Written task: Filter the entries, keeping every line with the word "screenshot".
>> BEGIN Data for this task
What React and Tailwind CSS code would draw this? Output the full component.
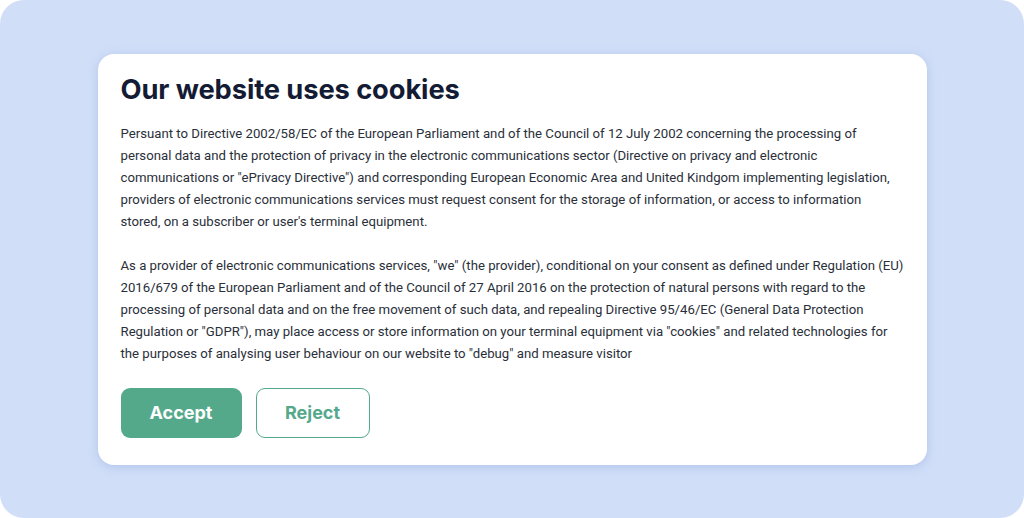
export default function App() {
  return (
    <div className="w-[1024px] h-[518px] bg-white">
      <div className="w-full h-full rounded-[24px] bg-[#d0def8] flex items-center justify-center">
        <div className="w-[829px] h-[411px] bg-white rounded-[16px] shadow-[0_2px_10px_rgba(120,150,210,0.35)] pl-[23px] pr-[12px] pt-[16px]">
          <h1 className="text-[27.3px] leading-[40px] font-bold text-[#141b34] tracking-[-0.1px]" style={{ fontFamily: "Inter, 'Noto Sans', sans-serif" }}>
            Our website uses cookies
          </h1>
          <div className="mt-[13px] text-[13.2px] leading-[22px] text-[#2a2f3a]" style={{ fontFamily: "Roboto, 'Liberation Sans', sans-serif" }}>
            <p>
              Persuant to Directive 2002/58/EC of the European Parliament and of the Council of 12 July 2002 concerning the processing of<br />
              personal data and the protection of privacy in the electronic communications sector (Directive on privacy and electronic<br />
              communications or "ePrivacy Directive") and corresponding European Economic Area and United Kindgom implementing legislation,<br />
              providers of electronic communications services must request consent for the storage of information, or access to information<br />
              stored, on a subscriber or user's terminal equipment.
            </p>
            <p className="mt-[22px]">
              As a provider of electronic communications services, "we" (the provider), conditional on your consent as defined under Regulation (EU)<br />
              2016/679 of the European Parliament and of the Council of 27 April 2016 on the protection of natural persons with regard to the<br />
              processing of personal data and on the free movement of such data, and repealing Directive 95/46/EC (General Data Protection<br />
              Regulation or "GDPR"), may place access or store information on your terminal equipment via "cookies" and related technologies for<br />
              the purposes of analysing user behaviour on our website to "debug" and measure visitor
            </p>
          </div>
          <div className="mt-[23px] flex gap-[14px]" style={{ fontFamily: "Inter, 'Noto Sans', sans-serif" }}>
            <button className="w-[121px] h-[50px] rounded-[9px] bg-[#55a98b] text-white text-[18px] font-bold">
              Accept
            </button>
            <button className="w-[114px] h-[50px] rounded-[9px] border-[1.5px] border-[#55a98b] text-[#55a98b] text-[18px] font-bold bg-white">
              Reject
            </button>
          </div>
        </div>
      </div>
    </div>
  );
}
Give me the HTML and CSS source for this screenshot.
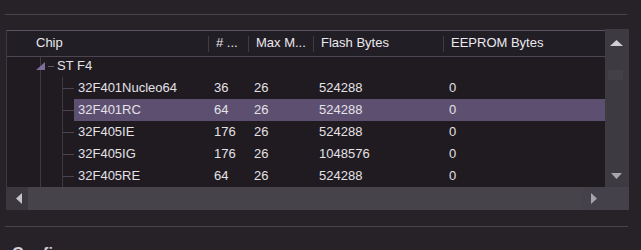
FILE: index.html
```html
<!DOCTYPE html>
<html>
<head>
<meta charset="utf-8">
<link rel="stylesheet" href="styles.css">
</head>
<body>
<div class="sep sep-top"></div>
<div class="tree">
  <div class="frame">
    <div class="header">
      <div class="hcell c0">Chip</div>
      <div class="hcell c1"># ...</div>
      <div class="hcell c2">Max M...</div>
      <div class="hcell c3">Flash Bytes</div>
      <div class="hcell c4">EEPROM Bytes</div>
    </div>
    <div class="viewport">
      <div class="list">
        <div class="row root">
          <div class="branch">
            <svg width="50" height="22" viewBox="0 0 50 22">
              <rect x="33" y="0" width="1" height="22" fill="#3d3a41"/>
              <polygon points="29,15 38,15 38,7" fill="#7d6e9b"/>
              <rect x="41" y="11" width="6" height="1" fill="#5c5762"/>
            </svg>
          </div>
          <div class="cells">
            <div class="cell c0">ST F4</div>
            <div class="cell c1"></div>
            <div class="cell c2"></div>
            <div class="cell c3"></div>
            <div class="cell c4"></div>
          </div>
        </div>
        <div class="row child">
          <div class="branch"></div>
          <div class="cells">
            <div class="cell c0">32F401Nucleo64</div>
            <div class="cell c1">36</div>
            <div class="cell c2">26</div>
            <div class="cell c3">524288</div>
            <div class="cell c4">0</div>
          </div>
        </div>
        <div class="row child">
          <div class="branch"></div>
          <div class="cells selected">
            <div class="cell c0">32F401RC</div>
            <div class="cell c1">64</div>
            <div class="cell c2">26</div>
            <div class="cell c3">524288</div>
            <div class="cell c4">0</div>
          </div>
        </div>
        <div class="row child">
          <div class="branch"></div>
          <div class="cells">
            <div class="cell c0">32F405IE</div>
            <div class="cell c1">176</div>
            <div class="cell c2">26</div>
            <div class="cell c3">524288</div>
            <div class="cell c4">0</div>
          </div>
        </div>
        <div class="row child">
          <div class="branch"></div>
          <div class="cells">
            <div class="cell c0">32F405IG</div>
            <div class="cell c1">176</div>
            <div class="cell c2">26</div>
            <div class="cell c3">1048576</div>
            <div class="cell c4">0</div>
          </div>
        </div>
        <div class="row child">
          <div class="branch"></div>
          <div class="cells">
            <div class="cell c0">32F405RE</div>
            <div class="cell c1">64</div>
            <div class="cell c2">26</div>
            <div class="cell c3">524288</div>
            <div class="cell c4">0</div>
          </div>
        </div>
      </div>
    </div>
  </div>
  <div class="vscroll">
    <svg class="arrow-up" width="13" height="6" viewBox="0 0 13 6"><polygon points="0,6 6.5,0 13,6" fill="#d2ced6"/></svg>
    <div class="vthumb"></div>
    <svg class="arrow-down" width="11" height="6" viewBox="0 0 11 6"><polygon points="0,0 11,0 5.5,6" fill="#aaa6ae"/></svg>
  </div>
  <div class="hscroll">
    <div class="hbtn hbtn-left">
      <svg width="6" height="11" viewBox="0 0 6 11"><polygon points="6,0 6,11 0,5.5" fill="#c6c2ca"/></svg>
    </div>
    <div class="hthumb"></div>
    <div class="hbtn hbtn-right">
      <svg width="6" height="11" viewBox="0 0 6 11"><polygon points="0,0 0,11 6,5.5" fill="#a8a4ac"/></svg>
    </div>
    <div class="corner"></div>
  </div>
</div>
<div class="sep sep-bottom"></div>
<div class="heading">Config</div>
</body>
</html>
```
FILE: styles.css
```css
* { box-sizing: border-box; }

html, body {
  margin: 0;
  padding: 0;
}

body {
  width: 641px;
  height: 250px;
  overflow: hidden;
  background: #262228;
  font-family: "Liberation Sans", Arial, sans-serif;
  font-size: 13px;
  color: #e4e1e7;
}

.sep {
  height: 1px;
  background: #48444c;
  margin-left: 5px;
}

.sep-top {
  margin-top: 14px;
  width: 622px;
}

.tree {
  margin-top: 14px;
  margin-left: 6px;
  width: 623px;
  display: grid;
  grid-template-columns: 599px 24px;
  grid-template-rows: 158px 23px;
}

.frame {
  margin-top: 1px;
  height: 157px;
  border-top: 1px solid #58535f;
  border-left: 1px solid #3d3942;
  display: flex;
  flex-direction: column;
  background: #1f1b20;
}

.header {
  height: 26px;
  flex: none;
  display: flex;
  background: #221e25;
  border-bottom: 1px solid #4b4652;
  color: #ebe8ee;
  position: relative;
  z-index: 1;
}

.hcell {
  line-height: 24px;
  padding-left: 7px;
  white-space: nowrap;
  overflow: hidden;
  background: linear-gradient(#403c44, #403c44) right 5px / 1px 16px no-repeat;
}

.header .c0 { width: 202px; padding-left: 29px; }
.header .c4 { flex: 1; background: none; }

.c1 { width: 40px; }
.c2 { width: 65px; }
.c3 { width: 130px; }

.viewport {
  height: 130px;
  overflow: hidden;
}

.list {
  margin-top: -2px;
}

.row {
  height: 22px;
  display: flex;
}

.branch {
  flex: none;
  height: 22px;
}

.root .branch { width: 50px; }
.root .branch svg { display: block; }

.child .branch {
  width: 67px;
  background:
    linear-gradient(#3d3a41, #3d3a41) 33px 0 / 1px 100% no-repeat,
    linear-gradient(#3d3a41, #3d3a41) 55px 0 / 1px 100% no-repeat,
    linear-gradient(#4a4650, #4a4650) 56px 11px / 11px 1px no-repeat;
}

.cells {
  flex: 1;
  display: flex;
  line-height: 22px;
}

.cells.selected {
  background: #5d4f70;
}

.cell {
  padding-left: 5px;
  white-space: nowrap;
  overflow: hidden;
}

.root .c0 { width: 152px; padding-left: 0; }
.child .c0 { width: 135px; padding-left: 4px; }
.cell.c4 { flex: 1; }

.vscroll {
  grid-row: 1;
  grid-column: 2;
  background: #3e3a42;
  display: flex;
  flex-direction: column;
}

.arrow-up {
  display: block;
  margin: 11px 0 0 5px;
}

.vthumb {
  width: 15px;
  height: 10px;
  margin: 24px 0 0 3px;
  background: #444048;
}

.arrow-down {
  display: block;
  margin: auto 0 8px 6px;
}

.hscroll {
  grid-row: 2;
  grid-column: 1 / span 2;
  display: flex;
  background: #45414a;
}

.hbtn {
  width: 22px;
  display: flex;
  align-items: center;
}

.hbtn-left {
  background: #3b373f;
  padding-left: 10px;
}

.hbtn-right {
  padding-left: 8px;
}

.hthumb {
  flex: 1;
  background: #47434b;
}

.corner {
  width: 24px;
}

.sep-bottom {
  margin-top: 16px;
  width: 623px;
}

.heading {
  margin: 17px 0 0 12px;
  font-size: 16px;
  font-weight: bold;
  color: #d4cfda;
  line-height: 20px;
}
```
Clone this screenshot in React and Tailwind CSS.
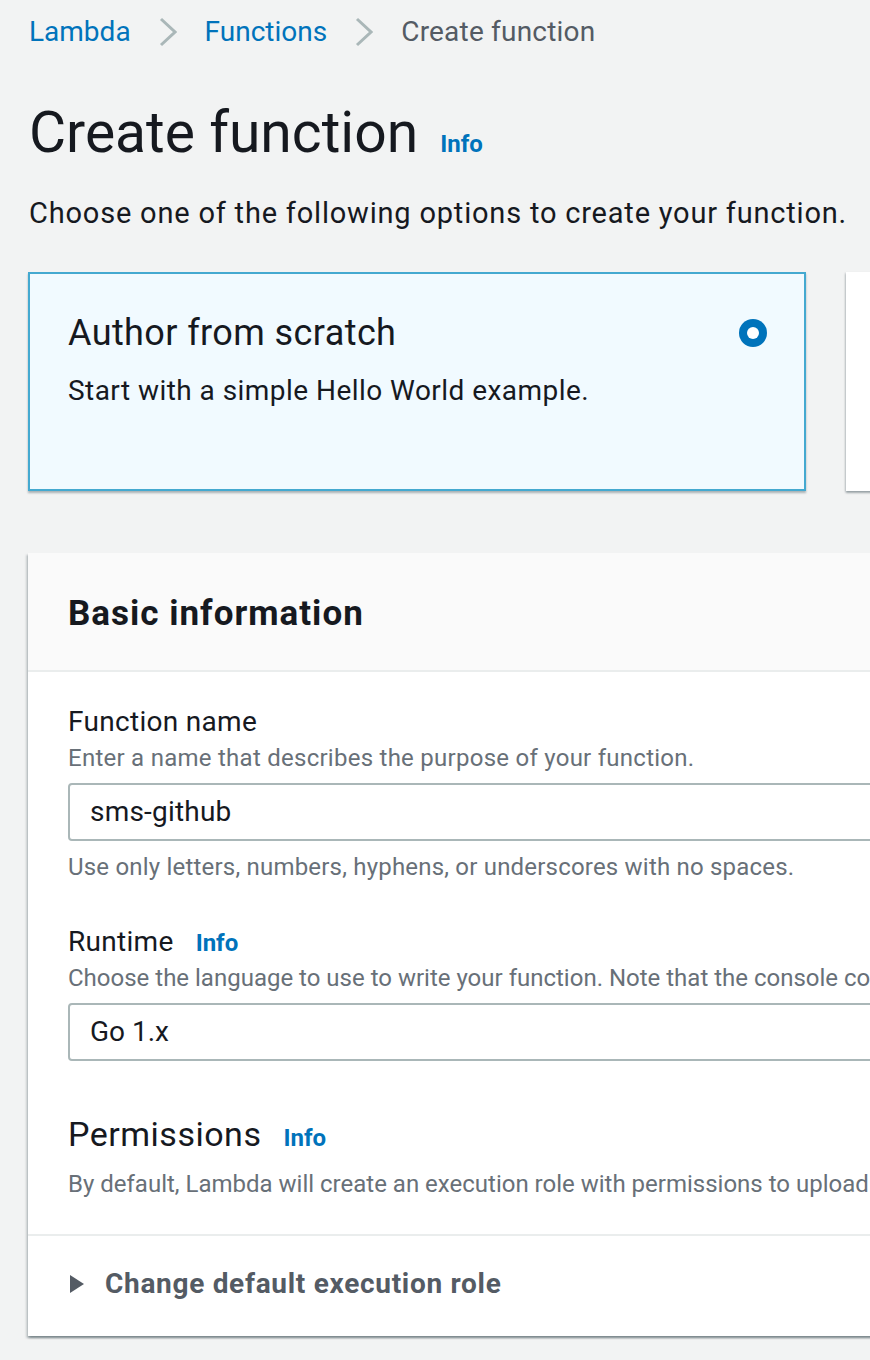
>> END Data for this task
Answer for this exercise:
Give me the HTML and CSS source for this screenshot.
Clone this screenshot in React and Tailwind CSS.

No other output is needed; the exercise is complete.